* start Data to process *

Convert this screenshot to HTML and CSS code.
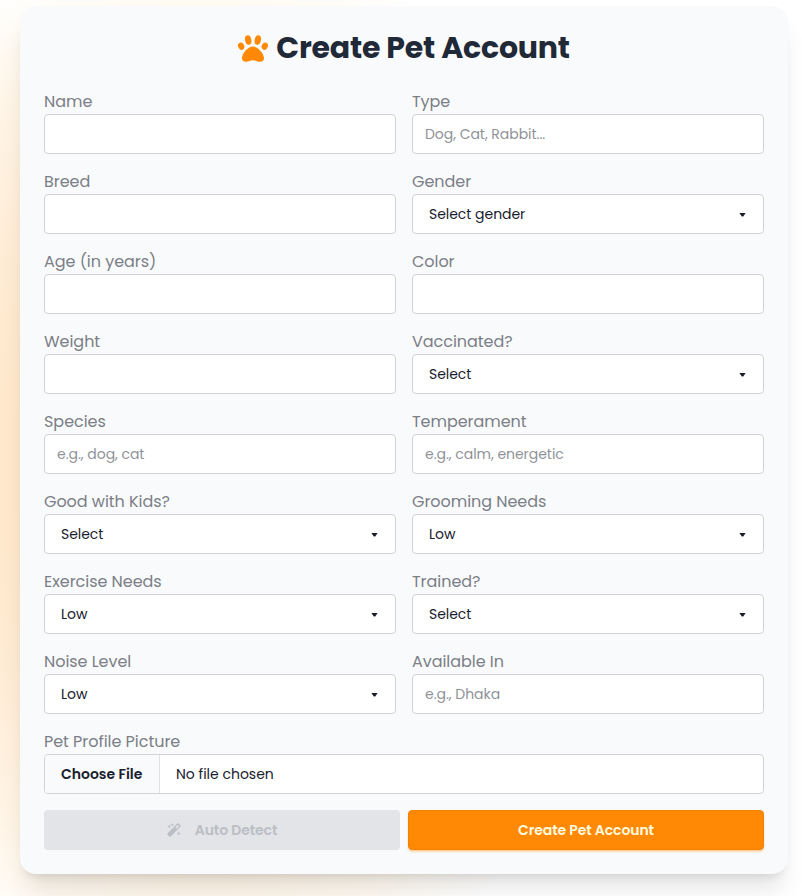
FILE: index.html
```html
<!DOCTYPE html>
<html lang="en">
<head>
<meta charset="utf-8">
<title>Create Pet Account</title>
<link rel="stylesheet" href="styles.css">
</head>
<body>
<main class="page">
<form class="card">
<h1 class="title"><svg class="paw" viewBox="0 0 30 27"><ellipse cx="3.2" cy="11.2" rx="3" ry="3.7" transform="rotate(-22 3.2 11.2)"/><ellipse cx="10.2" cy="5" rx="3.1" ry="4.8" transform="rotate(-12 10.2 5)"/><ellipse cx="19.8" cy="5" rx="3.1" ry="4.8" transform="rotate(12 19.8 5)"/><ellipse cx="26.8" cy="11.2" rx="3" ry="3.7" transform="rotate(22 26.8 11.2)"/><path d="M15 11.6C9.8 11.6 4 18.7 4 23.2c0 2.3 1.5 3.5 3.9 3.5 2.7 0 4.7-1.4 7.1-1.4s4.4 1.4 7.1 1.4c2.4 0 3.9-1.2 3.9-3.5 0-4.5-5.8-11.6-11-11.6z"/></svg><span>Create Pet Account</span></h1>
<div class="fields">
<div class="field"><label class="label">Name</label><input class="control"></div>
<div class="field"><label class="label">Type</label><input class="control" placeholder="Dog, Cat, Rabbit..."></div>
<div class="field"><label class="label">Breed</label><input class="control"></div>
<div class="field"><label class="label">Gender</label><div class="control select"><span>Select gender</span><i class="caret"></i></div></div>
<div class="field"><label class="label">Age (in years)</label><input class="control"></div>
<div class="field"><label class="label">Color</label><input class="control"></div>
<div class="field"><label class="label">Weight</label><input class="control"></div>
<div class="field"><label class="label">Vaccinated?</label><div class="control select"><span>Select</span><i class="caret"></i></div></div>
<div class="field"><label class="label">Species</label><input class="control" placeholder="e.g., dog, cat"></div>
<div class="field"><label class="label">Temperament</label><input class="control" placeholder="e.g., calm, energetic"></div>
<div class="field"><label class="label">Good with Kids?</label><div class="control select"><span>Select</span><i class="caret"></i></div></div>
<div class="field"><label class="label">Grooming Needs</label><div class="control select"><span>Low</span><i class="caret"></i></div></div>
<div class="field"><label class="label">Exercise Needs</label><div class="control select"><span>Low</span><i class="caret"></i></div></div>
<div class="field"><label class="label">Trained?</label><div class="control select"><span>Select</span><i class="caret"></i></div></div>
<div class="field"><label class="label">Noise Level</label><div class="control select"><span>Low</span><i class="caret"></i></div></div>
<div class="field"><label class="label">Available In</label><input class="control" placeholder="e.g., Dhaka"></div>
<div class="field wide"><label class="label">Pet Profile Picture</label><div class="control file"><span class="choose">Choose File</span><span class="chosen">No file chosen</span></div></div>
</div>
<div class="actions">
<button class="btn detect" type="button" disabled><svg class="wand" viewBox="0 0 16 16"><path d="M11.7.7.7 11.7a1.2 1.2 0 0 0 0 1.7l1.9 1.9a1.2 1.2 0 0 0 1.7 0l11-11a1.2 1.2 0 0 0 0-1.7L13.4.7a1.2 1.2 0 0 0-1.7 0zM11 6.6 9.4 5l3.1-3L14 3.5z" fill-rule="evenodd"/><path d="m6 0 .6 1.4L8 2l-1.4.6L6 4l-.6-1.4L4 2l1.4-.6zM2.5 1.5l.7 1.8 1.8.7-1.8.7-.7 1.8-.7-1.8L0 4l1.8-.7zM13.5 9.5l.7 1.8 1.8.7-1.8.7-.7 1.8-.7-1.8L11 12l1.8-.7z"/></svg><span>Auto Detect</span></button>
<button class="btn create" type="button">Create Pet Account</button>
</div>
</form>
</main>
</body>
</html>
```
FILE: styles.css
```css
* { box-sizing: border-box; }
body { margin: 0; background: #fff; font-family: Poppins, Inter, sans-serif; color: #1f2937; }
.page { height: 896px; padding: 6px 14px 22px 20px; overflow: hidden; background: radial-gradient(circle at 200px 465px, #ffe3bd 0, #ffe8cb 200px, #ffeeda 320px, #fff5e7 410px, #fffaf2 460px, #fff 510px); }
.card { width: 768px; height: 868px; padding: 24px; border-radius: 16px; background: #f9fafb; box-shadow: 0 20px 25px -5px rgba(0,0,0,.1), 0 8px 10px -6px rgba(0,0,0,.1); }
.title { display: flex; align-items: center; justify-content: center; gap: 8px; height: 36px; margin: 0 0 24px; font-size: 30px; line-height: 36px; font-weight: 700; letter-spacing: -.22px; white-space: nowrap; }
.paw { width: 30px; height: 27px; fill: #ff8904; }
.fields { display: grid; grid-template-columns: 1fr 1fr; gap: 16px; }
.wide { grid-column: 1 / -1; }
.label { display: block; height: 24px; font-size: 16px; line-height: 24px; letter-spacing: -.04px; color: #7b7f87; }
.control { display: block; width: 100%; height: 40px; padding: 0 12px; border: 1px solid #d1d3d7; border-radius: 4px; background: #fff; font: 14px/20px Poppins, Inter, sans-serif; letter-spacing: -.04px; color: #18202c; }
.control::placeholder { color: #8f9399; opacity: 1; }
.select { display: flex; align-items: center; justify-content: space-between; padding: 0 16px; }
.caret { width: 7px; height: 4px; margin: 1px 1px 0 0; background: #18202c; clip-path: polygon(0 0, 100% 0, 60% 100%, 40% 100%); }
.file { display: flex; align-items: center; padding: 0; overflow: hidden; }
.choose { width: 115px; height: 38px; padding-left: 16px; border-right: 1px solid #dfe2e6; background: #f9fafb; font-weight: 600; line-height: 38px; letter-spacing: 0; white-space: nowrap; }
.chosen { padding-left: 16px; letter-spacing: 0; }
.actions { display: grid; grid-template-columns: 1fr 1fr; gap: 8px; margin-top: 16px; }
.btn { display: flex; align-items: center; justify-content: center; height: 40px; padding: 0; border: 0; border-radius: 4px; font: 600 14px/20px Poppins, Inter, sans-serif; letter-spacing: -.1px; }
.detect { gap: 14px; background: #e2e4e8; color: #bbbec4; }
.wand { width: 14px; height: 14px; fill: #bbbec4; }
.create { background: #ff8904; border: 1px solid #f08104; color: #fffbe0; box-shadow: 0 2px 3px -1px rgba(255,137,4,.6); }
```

* end Data to process *
* start Data to process *

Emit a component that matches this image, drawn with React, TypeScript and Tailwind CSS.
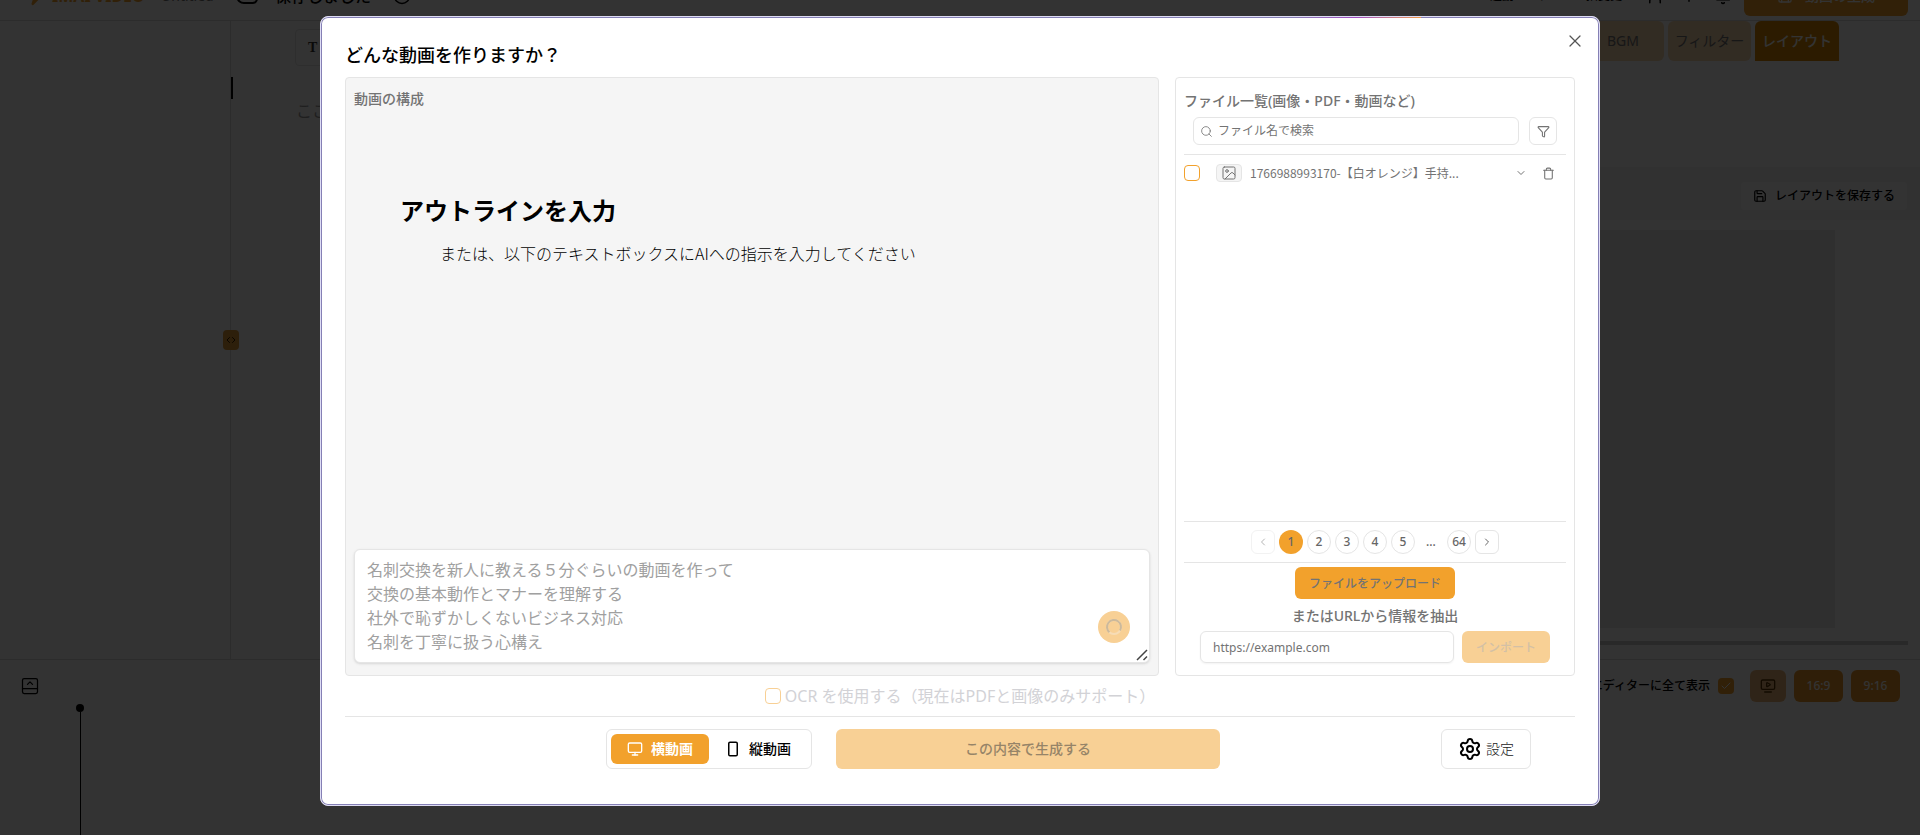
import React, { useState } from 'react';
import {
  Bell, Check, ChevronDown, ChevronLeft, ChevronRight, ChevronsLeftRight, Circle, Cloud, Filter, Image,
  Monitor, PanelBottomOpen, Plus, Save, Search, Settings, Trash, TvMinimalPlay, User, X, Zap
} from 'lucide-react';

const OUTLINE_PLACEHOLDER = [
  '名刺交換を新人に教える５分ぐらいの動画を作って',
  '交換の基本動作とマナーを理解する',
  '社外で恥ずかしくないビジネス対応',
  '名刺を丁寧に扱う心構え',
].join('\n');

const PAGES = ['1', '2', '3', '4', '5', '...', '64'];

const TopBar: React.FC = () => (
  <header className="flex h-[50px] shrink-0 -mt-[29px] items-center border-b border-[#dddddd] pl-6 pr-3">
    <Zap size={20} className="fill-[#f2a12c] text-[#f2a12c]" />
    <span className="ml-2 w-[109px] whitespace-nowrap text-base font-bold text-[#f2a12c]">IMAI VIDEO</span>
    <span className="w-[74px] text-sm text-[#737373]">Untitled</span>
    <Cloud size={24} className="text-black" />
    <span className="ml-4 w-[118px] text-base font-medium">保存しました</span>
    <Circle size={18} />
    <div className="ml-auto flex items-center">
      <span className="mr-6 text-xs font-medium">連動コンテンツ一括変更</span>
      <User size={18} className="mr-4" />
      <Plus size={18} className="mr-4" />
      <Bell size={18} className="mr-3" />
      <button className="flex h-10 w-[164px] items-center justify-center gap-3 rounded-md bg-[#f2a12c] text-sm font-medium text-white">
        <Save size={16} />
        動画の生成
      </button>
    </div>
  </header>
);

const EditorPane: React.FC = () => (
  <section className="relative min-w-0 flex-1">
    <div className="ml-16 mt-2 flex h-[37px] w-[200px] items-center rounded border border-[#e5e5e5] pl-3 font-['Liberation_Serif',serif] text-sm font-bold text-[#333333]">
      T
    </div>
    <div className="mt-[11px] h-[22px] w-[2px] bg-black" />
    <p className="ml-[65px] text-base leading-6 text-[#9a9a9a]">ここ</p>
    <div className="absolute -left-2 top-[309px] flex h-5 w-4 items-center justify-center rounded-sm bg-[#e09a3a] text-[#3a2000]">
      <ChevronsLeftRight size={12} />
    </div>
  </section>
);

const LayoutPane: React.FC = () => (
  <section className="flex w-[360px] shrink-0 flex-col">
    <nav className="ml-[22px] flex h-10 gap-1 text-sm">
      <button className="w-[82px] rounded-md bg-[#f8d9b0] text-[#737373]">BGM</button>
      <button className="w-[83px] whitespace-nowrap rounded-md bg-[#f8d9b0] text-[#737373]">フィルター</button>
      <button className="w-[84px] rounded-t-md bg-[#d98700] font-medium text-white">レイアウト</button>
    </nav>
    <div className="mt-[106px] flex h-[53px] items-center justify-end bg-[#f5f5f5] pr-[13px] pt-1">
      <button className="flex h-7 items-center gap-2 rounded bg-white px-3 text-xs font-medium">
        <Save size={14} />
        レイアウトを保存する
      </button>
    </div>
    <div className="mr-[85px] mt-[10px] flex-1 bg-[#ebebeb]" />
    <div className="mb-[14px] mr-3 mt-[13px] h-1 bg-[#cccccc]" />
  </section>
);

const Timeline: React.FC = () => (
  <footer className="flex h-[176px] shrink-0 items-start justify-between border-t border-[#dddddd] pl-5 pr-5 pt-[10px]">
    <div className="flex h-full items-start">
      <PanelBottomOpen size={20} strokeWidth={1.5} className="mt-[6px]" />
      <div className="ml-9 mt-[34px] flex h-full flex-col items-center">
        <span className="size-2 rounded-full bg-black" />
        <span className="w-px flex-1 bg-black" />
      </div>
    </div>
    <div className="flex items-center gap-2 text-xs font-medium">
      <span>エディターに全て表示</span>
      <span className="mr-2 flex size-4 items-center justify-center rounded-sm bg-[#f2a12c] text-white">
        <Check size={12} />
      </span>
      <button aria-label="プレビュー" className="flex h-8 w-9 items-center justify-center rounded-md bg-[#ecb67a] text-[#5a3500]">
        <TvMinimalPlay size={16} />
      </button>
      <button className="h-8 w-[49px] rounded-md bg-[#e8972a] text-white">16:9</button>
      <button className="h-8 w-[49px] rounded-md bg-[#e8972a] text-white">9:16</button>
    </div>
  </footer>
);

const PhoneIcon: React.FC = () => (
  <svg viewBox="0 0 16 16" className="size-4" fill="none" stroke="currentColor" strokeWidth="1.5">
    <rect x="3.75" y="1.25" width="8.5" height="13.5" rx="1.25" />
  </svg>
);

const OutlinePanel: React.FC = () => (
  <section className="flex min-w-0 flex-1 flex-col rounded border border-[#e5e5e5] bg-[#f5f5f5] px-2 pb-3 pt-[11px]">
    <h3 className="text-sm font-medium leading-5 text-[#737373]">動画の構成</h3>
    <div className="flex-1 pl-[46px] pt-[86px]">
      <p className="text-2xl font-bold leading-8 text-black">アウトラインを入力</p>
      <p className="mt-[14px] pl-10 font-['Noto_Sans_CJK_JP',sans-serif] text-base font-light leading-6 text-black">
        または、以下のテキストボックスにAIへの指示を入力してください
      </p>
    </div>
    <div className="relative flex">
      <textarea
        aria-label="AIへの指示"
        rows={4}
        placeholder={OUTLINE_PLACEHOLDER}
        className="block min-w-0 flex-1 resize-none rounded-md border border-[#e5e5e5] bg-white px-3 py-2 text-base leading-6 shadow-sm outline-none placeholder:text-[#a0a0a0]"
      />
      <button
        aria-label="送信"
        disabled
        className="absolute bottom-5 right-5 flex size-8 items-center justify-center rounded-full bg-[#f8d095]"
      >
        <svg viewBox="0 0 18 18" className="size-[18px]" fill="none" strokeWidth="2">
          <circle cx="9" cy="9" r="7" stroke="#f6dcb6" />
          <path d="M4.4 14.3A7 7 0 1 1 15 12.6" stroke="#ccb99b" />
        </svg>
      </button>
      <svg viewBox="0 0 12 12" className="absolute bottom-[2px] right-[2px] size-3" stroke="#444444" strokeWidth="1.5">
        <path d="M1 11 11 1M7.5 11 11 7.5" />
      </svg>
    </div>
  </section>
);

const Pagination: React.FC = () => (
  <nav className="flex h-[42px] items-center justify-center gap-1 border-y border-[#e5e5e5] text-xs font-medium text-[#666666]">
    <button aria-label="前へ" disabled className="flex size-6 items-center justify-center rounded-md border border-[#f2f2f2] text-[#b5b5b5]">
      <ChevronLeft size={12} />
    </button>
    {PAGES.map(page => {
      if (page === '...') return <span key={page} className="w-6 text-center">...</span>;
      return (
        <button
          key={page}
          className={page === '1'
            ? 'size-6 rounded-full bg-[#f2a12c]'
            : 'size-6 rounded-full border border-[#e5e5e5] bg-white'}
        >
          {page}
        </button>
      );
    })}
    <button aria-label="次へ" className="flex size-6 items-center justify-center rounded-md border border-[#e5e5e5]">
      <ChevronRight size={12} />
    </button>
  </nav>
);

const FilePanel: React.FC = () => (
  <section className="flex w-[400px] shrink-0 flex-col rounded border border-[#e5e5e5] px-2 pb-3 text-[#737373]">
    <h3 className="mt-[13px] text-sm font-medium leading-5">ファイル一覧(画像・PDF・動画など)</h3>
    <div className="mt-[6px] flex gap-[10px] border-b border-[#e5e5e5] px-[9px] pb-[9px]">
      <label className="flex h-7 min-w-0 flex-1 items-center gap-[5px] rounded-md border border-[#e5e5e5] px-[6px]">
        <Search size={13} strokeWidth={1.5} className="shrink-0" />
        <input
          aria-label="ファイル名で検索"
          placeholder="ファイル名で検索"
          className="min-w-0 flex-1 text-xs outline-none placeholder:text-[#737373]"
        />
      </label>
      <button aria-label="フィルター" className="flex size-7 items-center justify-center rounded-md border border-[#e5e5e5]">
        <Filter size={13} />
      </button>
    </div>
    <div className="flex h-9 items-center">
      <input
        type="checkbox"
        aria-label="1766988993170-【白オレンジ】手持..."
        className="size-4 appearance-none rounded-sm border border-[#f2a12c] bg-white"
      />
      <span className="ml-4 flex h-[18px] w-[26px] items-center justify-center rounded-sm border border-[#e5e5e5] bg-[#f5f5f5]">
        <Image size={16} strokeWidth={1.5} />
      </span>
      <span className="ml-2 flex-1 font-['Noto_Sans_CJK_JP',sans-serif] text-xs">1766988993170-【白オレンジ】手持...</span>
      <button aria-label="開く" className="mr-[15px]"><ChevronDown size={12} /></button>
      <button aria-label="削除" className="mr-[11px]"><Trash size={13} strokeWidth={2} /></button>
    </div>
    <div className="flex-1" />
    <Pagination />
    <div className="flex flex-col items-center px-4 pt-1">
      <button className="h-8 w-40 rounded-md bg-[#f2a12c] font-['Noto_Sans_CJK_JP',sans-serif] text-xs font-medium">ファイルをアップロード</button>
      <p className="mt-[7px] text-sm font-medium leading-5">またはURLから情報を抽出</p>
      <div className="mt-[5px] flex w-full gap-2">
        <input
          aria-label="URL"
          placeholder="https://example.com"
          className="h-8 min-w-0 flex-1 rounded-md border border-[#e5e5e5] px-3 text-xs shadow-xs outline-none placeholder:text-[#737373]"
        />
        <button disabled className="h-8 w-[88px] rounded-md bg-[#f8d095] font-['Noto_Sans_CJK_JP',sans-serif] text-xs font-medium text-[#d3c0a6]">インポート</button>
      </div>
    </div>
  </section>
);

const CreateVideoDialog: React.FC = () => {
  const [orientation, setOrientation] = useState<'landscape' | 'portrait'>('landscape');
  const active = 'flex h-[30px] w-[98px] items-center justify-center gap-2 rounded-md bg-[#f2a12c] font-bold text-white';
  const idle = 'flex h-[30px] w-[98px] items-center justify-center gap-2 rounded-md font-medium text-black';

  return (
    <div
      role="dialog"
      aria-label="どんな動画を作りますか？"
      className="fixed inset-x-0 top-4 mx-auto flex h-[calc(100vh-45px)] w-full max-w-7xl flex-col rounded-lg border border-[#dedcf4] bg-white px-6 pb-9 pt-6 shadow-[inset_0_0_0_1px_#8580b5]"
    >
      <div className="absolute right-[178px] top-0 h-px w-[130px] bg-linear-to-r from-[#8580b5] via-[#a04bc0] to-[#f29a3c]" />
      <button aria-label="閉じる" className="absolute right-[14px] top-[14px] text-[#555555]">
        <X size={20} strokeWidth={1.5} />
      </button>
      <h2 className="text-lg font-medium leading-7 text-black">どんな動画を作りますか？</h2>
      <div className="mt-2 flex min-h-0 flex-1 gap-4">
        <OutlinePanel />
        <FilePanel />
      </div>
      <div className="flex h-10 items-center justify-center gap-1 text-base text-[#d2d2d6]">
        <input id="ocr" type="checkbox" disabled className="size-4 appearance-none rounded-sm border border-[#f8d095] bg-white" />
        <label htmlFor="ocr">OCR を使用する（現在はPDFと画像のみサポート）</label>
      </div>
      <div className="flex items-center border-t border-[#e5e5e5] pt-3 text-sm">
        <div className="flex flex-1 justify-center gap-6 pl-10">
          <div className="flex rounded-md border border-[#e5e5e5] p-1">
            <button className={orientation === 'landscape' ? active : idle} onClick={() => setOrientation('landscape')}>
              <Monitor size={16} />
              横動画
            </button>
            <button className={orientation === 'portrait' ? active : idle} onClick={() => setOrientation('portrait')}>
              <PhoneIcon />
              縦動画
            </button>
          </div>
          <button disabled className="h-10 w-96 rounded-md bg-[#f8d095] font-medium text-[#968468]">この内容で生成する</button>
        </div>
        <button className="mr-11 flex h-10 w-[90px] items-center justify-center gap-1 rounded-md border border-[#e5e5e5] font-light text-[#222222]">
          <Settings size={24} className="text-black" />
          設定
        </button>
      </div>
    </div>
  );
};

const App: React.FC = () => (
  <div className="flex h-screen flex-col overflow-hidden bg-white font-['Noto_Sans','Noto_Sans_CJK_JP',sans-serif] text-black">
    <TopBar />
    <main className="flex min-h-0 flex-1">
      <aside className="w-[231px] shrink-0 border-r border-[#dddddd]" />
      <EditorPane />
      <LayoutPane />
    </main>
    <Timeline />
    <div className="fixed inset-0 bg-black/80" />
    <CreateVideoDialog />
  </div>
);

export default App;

* end Data to process *

[Written exercise]:
Pull every line containing "with" from the data.

[Result of the task]:
<div class="field"><label class="label">Good with Kids?</label><div class="control select"><span>Select</span><i class="caret"></i></div></div>
Emit a component that matches this image, drawn with React, TypeScript and Tailwind CSS.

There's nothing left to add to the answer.